The mining pipeline leverages the GitHub Security Advisory Database and OSV API, followed by rigorous manual forensic analysis on candidate CVEs via git blame and commit diff inspection. Negative examples—single-commit flaws and non-benign introducing diffs—are retained as calibration cases for annotation reliability.
Annotations are structured as JSON objects encoding CVE details, commit chain rationale, isolated/cumulative SAST findings, and explicit explanations for why per-commit detection fails. Qualitative roles (SOURCE, SINK, GUARD_REMOVAL) are assigned to contributing commits, supporting nuanced taxonomy and downstream ML tasks.
Baseline SAST Evaluation: Numerical Results
Two representative SAST tools (Semgrep v1.154.0 and Bandit v1.9.4) are systematically evaluated in two modes:
- Per-commit (CCDR): Each contributing commit analyzed independently for relevant findings.
- Cumulative (CDR): Full pre-fix codebase scanned.
Detection Rates
- CCDR (per-commit): 2 out of 15 CVEs detected (13%).
- Both detections are qualitatively weak: one occurs on a commit intended as a security fix (alert suppressed), the other flags only a minor hardcoded-key issue and misses over 200 authentication vulnerabilities.
- CDR (cumulative): 4 out of 15 CVEs detected (27%).
- Detection gap: Even with the full codebase, 73% of chains remain invisible to snapshot-based tools.
The dataset spans six vulnerability classes over five primary CWEs (CWE-94, CWE-22, CWE-78, CWE-306, CWE-943).

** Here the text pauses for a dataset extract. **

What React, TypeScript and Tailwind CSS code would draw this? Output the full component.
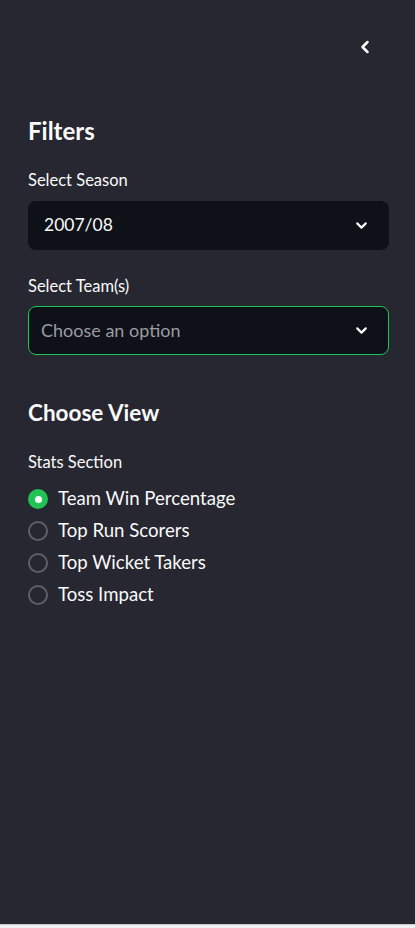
import { ChevronDown, ChevronLeft } from "lucide-react";

const views = ["Team Win Percentage", "Top Run Scorers", "Top Wicket Takers", "Toss Impact"];

function Radio({ label, checked }: { label: string; checked?: boolean }) {
  return (
    <div className="flex h-8 items-center gap-[10px]">
      {checked ? (
        <span className="flex h-5 w-5 items-center justify-center rounded-full bg-[#21c354]">
          <span className="h-[7px] w-[7px] rounded-full bg-white" />
        </span>
      ) : (
        <span className="h-5 w-5 rounded-full border-2 border-[#5f6069]" />
      )}
      <span className="text-[18.6px] text-[#fafafa]">{label}</span>
    </div>
  );
}

export default function App() {
  return (
    <div className="flex h-[928px] w-[415px] flex-col font-['Lato','Noto_Sans',sans-serif]">
      <aside className="h-[924px] bg-[#262730] pr-[26px] pl-7">
        <div className="flex justify-end pt-[37px] pr-[14px]">
          <ChevronLeft className="h-[20px] w-[20px] text-white" strokeWidth={3} />
        </div>

        <h2 className="mt-[62px] text-[24px] font-bold leading-none text-[#fafafa]">Filters</h2>

        <p className="mt-[29px] text-[16.5px] leading-none text-[#fafafa]">Select Season</p>
        <div className="mt-[12px] flex h-[49px] items-center justify-between rounded-lg bg-[#0e1117] pr-[19px] pl-4">
          <span className="text-[17.5px] text-[#fafafa]">2007/08</span>
          <ChevronDown className="h-[17px] w-[17px] text-white" strokeWidth={3} />
        </div>

        <p className="mt-[28px] text-[16.5px] leading-none text-[#fafafa]">Select Team(s)</p>
        <div className="mt-[12px] flex h-[49px] items-center justify-between rounded-lg border border-[#21c354] bg-[#0e1117] pr-[18px] pl-3">
          <span className="text-[18px] text-[#9b9ca2]">Choose an option</span>
          <ChevronDown className="h-[17px] w-[17px] text-white" strokeWidth={3} />
        </div>

        <h2 className="mt-[47px] text-[22.5px] font-bold leading-none text-[#fafafa]">Choose View</h2>

        <p className="mt-[29px] text-[16.5px] leading-none text-[#fafafa]">Stats Section</p>
        <div className="mt-[13px] flex flex-col">
          {views.map((v, i) => (
            <Radio key={v} label={v} checked={i === 0} />
          ))}
        </div>
      </aside>
      <div className="flex-1 border-t border-[#c8c8c8] bg-[#f0f0f0]" />
    </div>
  );
}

Custom wrappers, absent guard patterns, and temporal source-sink separation are systematically missed by SAST due to lack of historic or holistic analysis.
Failure Mode Analysis
Three primary root causes are identified:
- Custom wrapper opacity: Dangerous operations are abstracted in internal helper functions (e.g., exec_cmd(), session.run()), eluding name-based pattern-matching.
- Absent guard invisibility: Endpoints lacking authentication/validation decorators are undetected; SAST tools cannot fire on missing dependencies.
- Temporal source-sink separation: Taint sources and sinks often separated by weeks to years across commits, outside scope of intra-snapshot analysis.
These failure modes are not remediable via incremental rule enrichment alone, but require fundamentally new approaches—cross-commit stateful analysis and dataflow tracking.
Practical and Theoretical Implications
The empirical demonstration that almost 90% of multi-commit Python vulnerabilities escape per-commit SAST calls into question the sufficiency of current CI/CD guardrails. The dataset exposes an adversarial blind spot: attackers (or inadvertent developers) can introduce vulnerabilities incrementally, sidestepping snapshot-centric detectors.
Practically, CrossCommitVuln-Bench delivers reproducible baseline metrics, a structured annotation schema, and evaluation scripts, catalyzing research in:
- Commit sequence anomaly modeling: For ML/NLP-based detection systems.
- Security stateful CI/CD: Integrating cross-commit analysis into pipelines.
- Tool improvement and benchmarking: Robust evaluation of new vulnerability detection methods.
As a proof-of-concept, the graph-based POSTURA system detected 3/5 spike CVEs from the dataset (60%) by maintaining a persistent Neo4j threat graph across commit history, outperforming snapshot SAST baselines.
Theoretically, this benchmark motivates formalization of cross-commit vulnerability patterns and development of historical state tracking algorithms in both static and dynamic analysis, potentially leveraging graph neural networks, temporal logic, and persistent taint analysis.
Limitations and Future Directions
- Single annotator: Initial dataset annotations produced by the author; inter-annotator reliability yet to be empirically quantified.
- Tool coverage: Evaluation restricted to Semgrep and Bandit; deeper inter-procedural tools (e.g., CodeQL) may close some gaps.
- Language scope: Benchmarked on Python. Expansion to JavaScript/TypeScript and Java is anticipated.
- CVE scope: Only publicly available advisories; older vulnerabilities with fragmented histories are excluded.
Future research trajectories include extending the benchmark across ecosystems, formalizing annotation schemas for cross-commit chains, and developing scalable, stateful SAST-Informed CI/CD systems.
Conclusion
CrossCommitVuln-Bench (2604.21917) establishes, via meticulously curated empirical evidence, that snapshot-based SAST tools are fundamentally inadequate for detecting vulnerabilities introduced across multiple individually benign commits. The dataset provides a foundation for evaluation, model development, and tool improvement targeting cross-commit security analysis. Its release is expected to catalyze technical progress in persistent security state tracking, historical dataflow modeling, and advanced vulnerability detection approaches for both academia and industry.